-- What you should do --
Copy out the lines that include the word "React".

-- Collected material --

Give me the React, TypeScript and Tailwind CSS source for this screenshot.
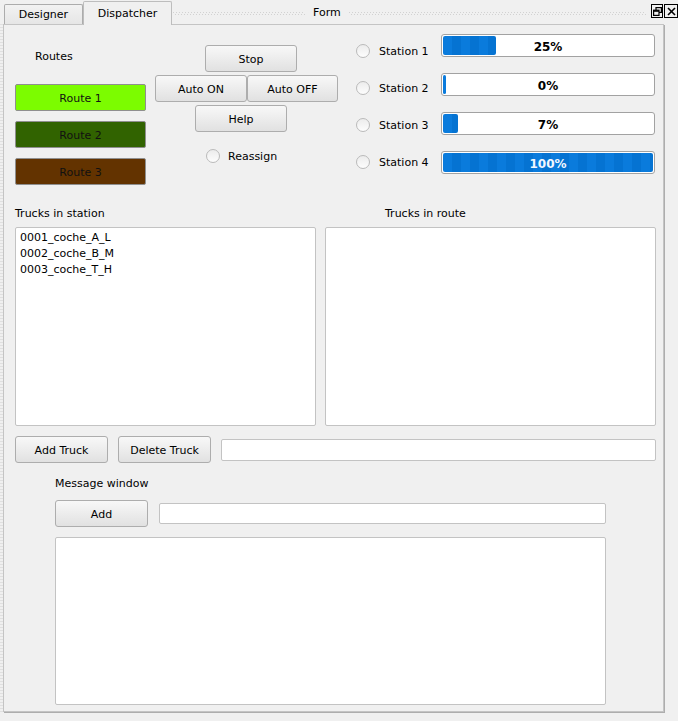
import React from "react";

const btn =
  "flex items-center justify-center pt-[2px] h-[27px] rounded-[3px] border border-[#adadad] bg-linear-to-b from-[#f8f8f8] to-[#e1e1e1] text-black";

const edit = "rounded-[2px] border border-[#c3c3c3] bg-white";

const Radio = () => (
  <span className="inline-block w-[14px] h-[14px] shrink-0 rounded-full border border-[#bababa] bg-linear-to-b from-[#ececec] to-[#fdfdfd]" />
);

const routes = [
  { name: "Route 1", cls: "bg-[#7cfc00]" },
  { name: "Route 2", cls: "bg-[#316300]" },
  { name: "Route 3", cls: "bg-[#633300]" },
];

const stations = [
  { name: "Station 1", pct: 25 },
  { name: "Station 2", pct: 0 },
  { name: "Station 3", pct: 7 },
  { name: "Station 4", pct: 100 },
];

const trucks = ["0001_coche_A_L", "0002_coche_B_M", "0003_coche_T_H"];

const Grip = ({ className }: { className: string }) => (
  <div className={"flex flex-col gap-px " + className}>
    <div className="h-px bg-[repeating-linear-gradient(90deg,#d2d2d2_0px,#d2d2d2_1px,transparent_1px,transparent_3px)]" />
    <div className="h-px bg-[repeating-linear-gradient(90deg,transparent_0px,transparent_2px,#d2d2d2_2px,#d2d2d2_3px)]" />
  </div>
);

const Progress = ({ pct }: { pct: number }) => {
  const w = Math.max(3, Math.round((pct * 210) / 100));
  return (
    <div className="relative w-[214px] h-[23px] rounded-[3px] border border-[#a2a2a2] bg-white p-px">
      <div
        className="h-full rounded-[2px] bg-[repeating-linear-gradient(90deg,#0a7bdc_0px,#0a7bdc_9px,#0573d2_9px,#0573d2_18px)]"
        style={{ width: w }}
      />
      <div
        className={
          "absolute inset-0 flex items-center justify-center pt-[2px] text-[12px] font-bold " +
          (pct === 100 ? "text-[#f2f7ff]" : "text-black")
        }
      >
        {pct}%
      </div>
    </div>
  );
};

export default function App() {
  return (
    <div className="w-[678px] h-[721px] bg-[#f0f0f0] text-black text-[11px] leading-[16px] font-['DejaVu_Sans',sans-serif] overflow-hidden">
      {/* tab bar + dock title */}
      <div className="flex h-[24px] items-end">
        <div className="w-[4px]" />
        <div className="h-[20px] w-[79px] flex items-center justify-center pt-px rounded-t-[2px] border border-b-0 border-[#acacac] bg-linear-to-b from-[#f2f2f2] to-[#e6e6e6]">
          Designer
        </div>
        <div className="relative z-10 -mb-px h-[24px] w-[89px] flex items-center justify-center rounded-t-[2px] border border-b-0 border-[#bdbdbd] bg-[#f0f0f0]">
          Dispatcher
        </div>
        <div className="flex-1 h-full flex items-center pl-[1px] pt-[2px]">
          <Grip className="w-[132px]" />
          <span className="px-[8px]">Form</span>
          <Grip className="flex-1" />
          <div className="w-[5px]" />
          <div className="flex self-start mt-[2px] gap-px">
            <div className="w-[12px] h-[14px] border border-black flex items-center justify-center">
              <svg width="9" height="9" viewBox="0 0 9 9" fill="none" stroke="black" strokeWidth="1.2">
                <rect x="3" y="0.6" width="5.4" height="4.8" />
                <rect x="0.6" y="3.2" width="5.4" height="5.2" fill="#f0f0f0" />
                <line x1="0.6" y1="4" x2="6" y2="4" strokeWidth="1.6" />
              </svg>
            </div>
            <div className="w-[14px] h-[14px] border border-black flex items-center justify-center">
              <svg width="9" height="9" viewBox="0 0 9 9" stroke="black" strokeWidth="1.6">
                <line x1="1" y1="1" x2="8" y2="8" />
                <line x1="8" y1="1" x2="1" y2="8" />
              </svg>
            </div>
          </div>
        </div>
      </div>

      <div className="flex">
        <div className="w-[3px] h-[688px] bg-[repeating-linear-gradient(180deg,#e0e0e0_0px,#e0e0e0_1px,transparent_1px,transparent_3px)]" />
        {/* panel */}
        <div className="w-[661px] h-[688px] border border-[#c4c4c4] shadow-[1px_1px_0_#adadad] pl-[11px]">
          {/* top section */}
          <div className="flex items-start">
            <div className="w-[131px] mt-[23px]">
              <div className="pl-[20px] pt-px h-[16px]">Routes</div>
              <div className="mt-[20px] flex flex-col gap-[10px]">
                {routes.map((r) => (
                  <div
                    key={r.name}
                    className={
                      "h-[27px] flex items-center justify-center pt-[2px] rounded-[2px] border border-[#8f8f8f] text-[#111] " +
                      r.cls
                    }
                  >
                    {r.name}
                  </div>
                ))}
              </div>
            </div>

            <div className="ml-[9px] w-[183px] mt-[20px]">
              <div className={btn + " ml-[50px] w-[92px]"}>Stop</div>
              <div className="mt-[3px] flex">
                <div className={btn + " w-[92px]"}>Auto ON</div>
                <div className={btn + " w-[91px]"}>Auto OFF</div>
              </div>
              <div className={btn + " mt-[3px] ml-[40px] w-[92px]"}>Help</div>
              <div className="mt-[16px] ml-[51px] h-[15px] flex items-center gap-[8px]">
                <Radio />
                <span className="pt-[2px]">Reassign</span>
              </div>
            </div>

            <div className="ml-[18px] mt-[9px] flex">
              <div className="w-[85px] pt-[9px] flex flex-col gap-[21px]">
                {stations.map((s) => (
                  <div key={s.name} className="h-[16px] flex items-center">
                    <Radio />
                    <span className="ml-[9px] pt-px">{s.name}</span>
                  </div>
                ))}
              </div>
              <div className="flex flex-col gap-[16px]">
                {stations.map((s) => (
                  <Progress key={s.name} pct={s.pct} />
                ))}
              </div>
            </div>
          </div>

          {/* trucks */}
          <div className="mt-[21px] h-[15px] flex">
            <span className="w-[370px]">Trucks in station</span>
            <span>Trucks in route</span>
          </div>
          <div className="mt-[6px] flex gap-[9px]">
            <div className={edit + " w-[301px] h-[199px] pt-[2px] pl-[4px]"}>
              {trucks.map((t) => (
                <div key={t}>{t}</div>
              ))}
            </div>
            <div className={edit + " w-[331px] h-[199px]"} />
          </div>

          <div className="mt-[10px] flex items-center gap-[10px]">
            <div className={btn + " w-[93px]"}>Add Truck</div>
            <div className={btn + " w-[93px]"}>Delete Truck</div>
            <div className={edit + " w-[435px] h-[22px]"} />
          </div>

          {/* messages */}
          <div className="ml-[40px]">
            <div className="mt-[13px] h-[15px]">Message window</div>
            <div className="mt-[9px] flex items-center gap-[11px]">
              <div className={btn + " w-[93px]"}>Add</div>
              <div className={edit + " w-[447px] h-[21px]"} />
            </div>
            <div className={edit + " mt-[10px] w-[551px] h-[168px]"} />
          </div>
        </div>
      </div>
    </div>
  );
}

-- Exercise solution --
Give me the React, TypeScript and Tailwind CSS source for this screenshot.
import React from "react";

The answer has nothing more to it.